_DATA_
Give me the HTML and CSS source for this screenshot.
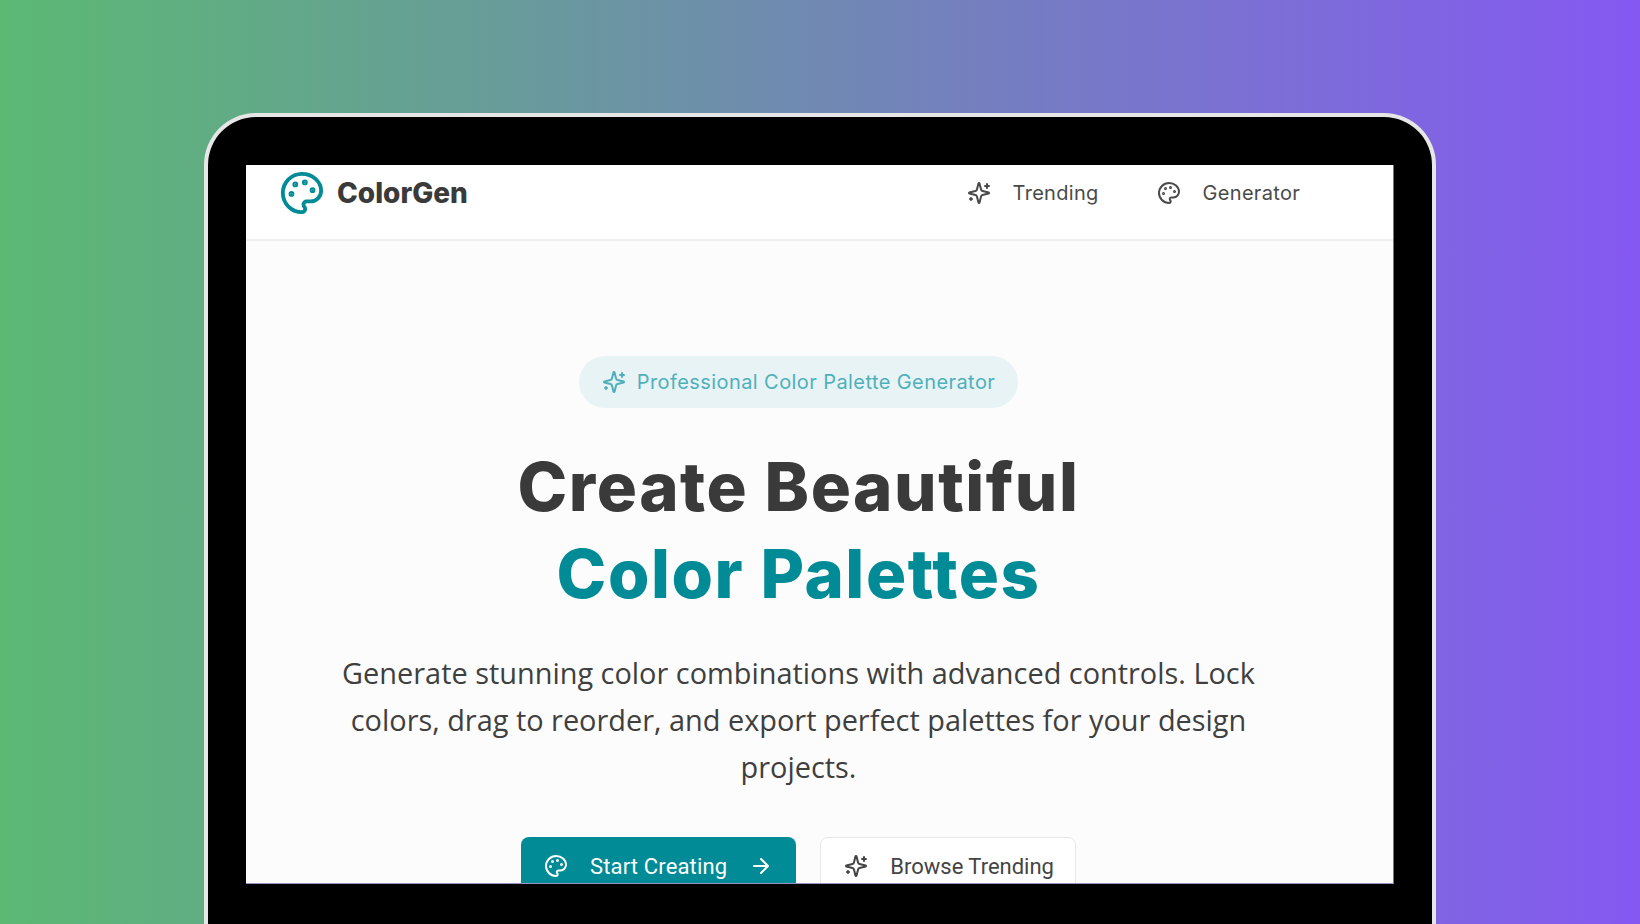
FILE: index.html
```html
<!DOCTYPE html>
<html lang="en">
<head>
  <meta charset="UTF-8">
  <title>ColorGen</title>
  <link rel="stylesheet" href="styles.css">
</head>
<body>
  <svg class="icon-defs" aria-hidden="true">
    <symbol id="palette" viewBox="0 0 24 24">
      <circle cx="13.5" cy="6.5" r=".5" fill="currentColor"/>
      <circle cx="17.5" cy="10.5" r=".5" fill="currentColor"/>
      <circle cx="8.5" cy="7.5" r=".5" fill="currentColor"/>
      <circle cx="6.5" cy="12.5" r=".5" fill="currentColor"/>
      <path d="M12 2C6.5 2 2 6.5 2 12s4.5 10 10 10c.926 0 1.648-.746 1.648-1.688 0-.437-.18-.835-.437-1.125-.29-.289-.438-.652-.438-1.125a1.64 1.64 0 0 1 1.668-1.668h1.996c3.051 0 5.555-2.503 5.555-5.554C21.965 6.012 17.461 2 12 2z"/>
    </symbol>
    <symbol id="sparkles" viewBox="0 0 24 24">
      <path d="M9.937 15.5A2 2 0 0 0 8.5 14.063l-6.135-1.582a.5.5 0 0 1 0-.962L8.5 9.936A2 2 0 0 0 9.937 8.5l1.582-6.135a.5.5 0 0 1 .963 0L14.063 8.5A2 2 0 0 0 15.5 9.937l6.135 1.581a.5.5 0 0 1 0 .964L15.5 14.063a2 2 0 0 0-1.437 1.437l-1.582 6.135a.5.5 0 0 1-.963 0z"/>
      <path d="M20 3v4M22 5h-4M4 17v2M5 18H3"/>
    </symbol>
    <symbol id="arrow" viewBox="0 0 24 24">
      <path d="M5 12h14M12 5l7 7-7 7"/>
    </symbol>
  </svg>

  <div class="device">
    <div class="screen">
      <header class="topbar">
        <a class="logo">
          <svg class="icon logo-icon"><use href="#palette"/></svg>
          <span>ColorGen</span>
        </a>
        <nav class="nav">
          <a class="nav-link"><svg class="icon"><use href="#sparkles"/></svg>Trending</a>
          <a class="nav-link"><svg class="icon"><use href="#palette"/></svg>Generator</a>
        </nav>
      </header>

      <main class="hero">
        <div class="pill">
          <svg class="icon"><use href="#sparkles"/></svg>
          Professional Color Palette Generator
        </div>
        <h1>Create Beautiful<br><span class="accent">Color Palettes</span></h1>
        <p class="lead">Generate stunning color combinations with advanced controls. Lock colors, drag to reorder, and export perfect palettes for your design projects.</p>
        <div class="actions">
          <a class="btn btn-primary">
            <svg class="icon"><use href="#palette"/></svg>
            Start Creating
            <svg class="icon"><use href="#arrow"/></svg>
          </a>
          <a class="btn btn-outline">
            <svg class="icon"><use href="#sparkles"/></svg>
            Browse Trending
          </a>
        </div>
      </main>
    </div>
  </div>
</body>
</html>
```

FILE: styles.css
```css
html, body {
  height: 100%;
}
body {
  margin: 0;
  overflow: hidden;
  background: linear-gradient(90deg, #5bb973 0%, #8558f2 100%);
  font-family: Inter, "Open Sans", sans-serif;
  color: #3a3a3a;
}
.icon-defs {
  display: none;
}
.icon {
  width: 24px;
  height: 24px;
  flex: none;
  fill: none;
  stroke: currentColor;
  stroke-width: 2;
  stroke-linecap: round;
  stroke-linejoin: round;
}
.device {
  box-sizing: border-box;
  width: 1232px;
  height: 811px;
  margin: 113px 0 0 204px;
  padding: 48px 38px 0 38px;
  background: #000;
  border: 4px solid #e6e6e6;
  border-bottom: 0;
  border-radius: 52px 52px 0 0;
}
.screen {
  height: 718px;
  overflow: hidden;
  background: #fff;
  border-right: 1px solid #7a62d6;
  border-bottom: 1px solid #9a94c0;
}
.topbar {
  display: flex;
  justify-content: space-between;
  height: 76px;
  padding: 6px 93px 0 33px;
  box-sizing: border-box;
  background: #fff;
  border-bottom: 2px solid #f0f0f0;
}
.logo {
  display: flex;
  align-items: center;
  gap: 12px;
  height: 44px;
  font-size: 28px;
  font-weight: 800;
  color: #3a3a3a;
}
.logo-icon {
  width: 46px;
  height: 46px;
  color: #008b96;
}
.nav {
  display: flex;
  gap: 58px;
  height: 44px;
}
.nav-link {
  display: flex;
  align-items: center;
  gap: 22px;
  font-size: 20px;
  letter-spacing: .3px;
  color: #4a4a4a;
}
.hero {
  display: flex;
  flex-direction: column;
  align-items: center;
  padding: 115px 42px 0 0;
  background: #fcfcfc;
  text-align: center;
}
.pill {
  display: flex;
  align-items: center;
  gap: 11px;
  height: 52px;
  padding: 0 23px;
  box-sizing: border-box;
  border-radius: 26px;
  background: #e8f3f5;
  color: #4fb0bb;
  font-size: 20px;
  letter-spacing: .42px;
}
h1 {
  margin: 35px 0 0 0;
  font-size: 67px;
  font-weight: 800;
  line-height: 87px;
  letter-spacing: 1.55px;
  color: #3a3a3a;
}
.accent {
  color: #008b96;
}
.lead {
  width: 950px;
  margin: 32px 0 0 0;
  font-family: "Open Sans", sans-serif;
  font-size: 28.9px;
  line-height: 47px;
  color: #3f3f3f;
}
.actions {
  display: flex;
  gap: 24px;
  margin-top: 47px;
}
.btn {
  display: flex;
  align-items: center;
  gap: 22px;
  height: 58px;
  padding: 0 23px;
  box-sizing: border-box;
  border-radius: 8px;
  font-family: Roboto, sans-serif;
  font-size: 22px;
}
.btn-primary {
  background: #008b96;
  color: #fff;
  letter-spacing: .15px;
}
.btn-outline {
  padding-right: 21px;
  background: #fff;
  border: 1px solid #e8e8e8;
  color: #444;
}
```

_GOAL OF THE EXERCISE_
Give all the lines above again, character for character, without pictures.

_TASK RESPONSE_
Give me the HTML and CSS source for this screenshot.
FILE: index.html
```html
<!DOCTYPE html>
<html lang="en">
<head>
  <meta charset="UTF-8">
  <title>ColorGen</title>
  <link rel="stylesheet" href="styles.css">
</head>
<body>
  <svg class="icon-defs" aria-hidden="true">
    <symbol id="palette" viewBox="0 0 24 24">
      <circle cx="13.5" cy="6.5" r=".5" fill="currentColor"/>
      <circle cx="17.5" cy="10.5" r=".5" fill="currentColor"/>
      <circle cx="8.5" cy="7.5" r=".5" fill="currentColor"/>
      <circle cx="6.5" cy="12.5" r=".5" fill="currentColor"/>
      <path d="M12 2C6.5 2 2 6.5 2 12s4.5 10 10 10c.926 0 1.648-.746 1.648-1.688 0-.437-.18-.835-.437-1.125-.29-.289-.438-.652-.438-1.125a1.64 1.64 0 0 1 1.668-1.668h1.996c3.051 0 5.555-2.503 5.555-5.554C21.965 6.012 17.461 2 12 2z"/>
    </symbol>
    <symbol id="sparkles" viewBox="0 0 24 24">
      <path d="M9.937 15.5A2 2 0 0 0 8.5 14.063l-6.135-1.582a.5.5 0 0 1 0-.962L8.5 9.936A2 2 0 0 0 9.937 8.5l1.582-6.135a.5.5 0 0 1 .963 0L14.063 8.5A2 2 0 0 0 15.5 9.937l6.135 1.581a.5.5 0 0 1 0 .964L15.5 14.063a2 2 0 0 0-1.437 1.437l-1.582 6.135a.5.5 0 0 1-.963 0z"/>
      <path d="M20 3v4M22 5h-4M4 17v2M5 18H3"/>
    </symbol>
    <symbol id="arrow" viewBox="0 0 24 24">
      <path d="M5 12h14M12 5l7 7-7 7"/>
    </symbol>
  </svg>

  <div class="device">
    <div class="screen">
      <header class="topbar">
        <a class="logo">
          <svg class="icon logo-icon"><use href="#palette"/></svg>
          <span>ColorGen</span>
        </a>
        <nav class="nav">
          <a class="nav-link"><svg class="icon"><use href="#sparkles"/></svg>Trending</a>
          <a class="nav-link"><svg class="icon"><use href="#palette"/></svg>Generator</a>
        </nav>
      </header>

      <main class="hero">
        <div class="pill">
          <svg class="icon"><use href="#sparkles"/></svg>
          Professional Color Palette Generator
        </div>
        <h1>Create Beautiful<br><span class="accent">Color Palettes</span></h1>
        <p class="lead">Generate stunning color combinations with advanced controls. Lock colors, drag to reorder, and export perfect palettes for your design projects.</p>
        <div class="actions">
          <a class="btn btn-primary">
            <svg class="icon"><use href="#palette"/></svg>
            Start Creating
            <svg class="icon"><use href="#arrow"/></svg>
          </a>
          <a class="btn btn-outline">
            <svg class="icon"><use href="#sparkles"/></svg>
            Browse Trending
          </a>
        </div>
      </main>
    </div>
  </div>
</body>
</html>
```

FILE: styles.css
```css
html, body {
  height: 100%;
}
body {
  margin: 0;
  overflow: hidden;
  background: linear-gradient(90deg, #5bb973 0%, #8558f2 100%);
  font-family: Inter, "Open Sans", sans-serif;
  color: #3a3a3a;
}
.icon-defs {
  display: none;
}
.icon {
  width: 24px;
  height: 24px;
  flex: none;
  fill: none;
  stroke: currentColor;
  stroke-width: 2;
  stroke-linecap: round;
  stroke-linejoin: round;
}
.device {
  box-sizing: border-box;
  width: 1232px;
  height: 811px;
  margin: 113px 0 0 204px;
  padding: 48px 38px 0 38px;
  background: #000;
  border: 4px solid #e6e6e6;
  border-bottom: 0;
  border-radius: 52px 52px 0 0;
}
.screen {
  height: 718px;
  overflow: hidden;
  background: #fff;
  border-right: 1px solid #7a62d6;
  border-bottom: 1px solid #9a94c0;
}
.topbar {
  display: flex;
  justify-content: space-between;
  height: 76px;
  padding: 6px 93px 0 33px;
  box-sizing: border-box;
  background: #fff;
  border-bottom: 2px solid #f0f0f0;
}
.logo {
  display: flex;
  align-items: center;
  gap: 12px;
  height: 44px;
  font-size: 28px;
  font-weight: 800;
  color: #3a3a3a;
}
.logo-icon {
  width: 46px;
  height: 46px;
  color: #008b96;
}
.nav {
  display: flex;
  gap: 58px;
  height: 44px;
}
.nav-link {
  display: flex;
  align-items: center;
  gap: 22px;
  font-size: 20px;
  letter-spacing: .3px;
  color: #4a4a4a;
}
.hero {
  display: flex;
  flex-direction: column;
  align-items: center;
  padding: 115px 42px 0 0;
  background: #fcfcfc;
  text-align: center;
}
.pill {
  display: flex;
  align-items: center;
  gap: 11px;
  height: 52px;
  padding: 0 23px;
  box-sizing: border-box;
  border-radius: 26px;
  background: #e8f3f5;
  color: #4fb0bb;
  font-size: 20px;
  letter-spacing: .42px;
}
h1 {
  margin: 35px 0 0 0;
  font-size: 67px;
  font-weight: 800;
  line-height: 87px;
  letter-spacing: 1.55px;
  color: #3a3a3a;
}
.accent {
  color: #008b96;
}
.lead {
  width: 950px;
  margin: 32px 0 0 0;
  font-family: "Open Sans", sans-serif;
  font-size: 28.9px;
  line-height: 47px;
  color: #3f3f3f;
}
.actions {
  display: flex;
  gap: 24px;
  margin-top: 47px;
}
.btn {
  display: flex;
  align-items: center;
  gap: 22px;
  height: 58px;
  padding: 0 23px;
  box-sizing: border-box;
  border-radius: 8px;
  font-family: Roboto, sans-serif;
  font-size: 22px;
}
.btn-primary {
  background: #008b96;
  color: #fff;
  letter-spacing: .15px;
}
.btn-outline {
  padding-right: 21px;
  background: #fff;
  border: 1px solid #e8e8e8;
  color: #444;
}
```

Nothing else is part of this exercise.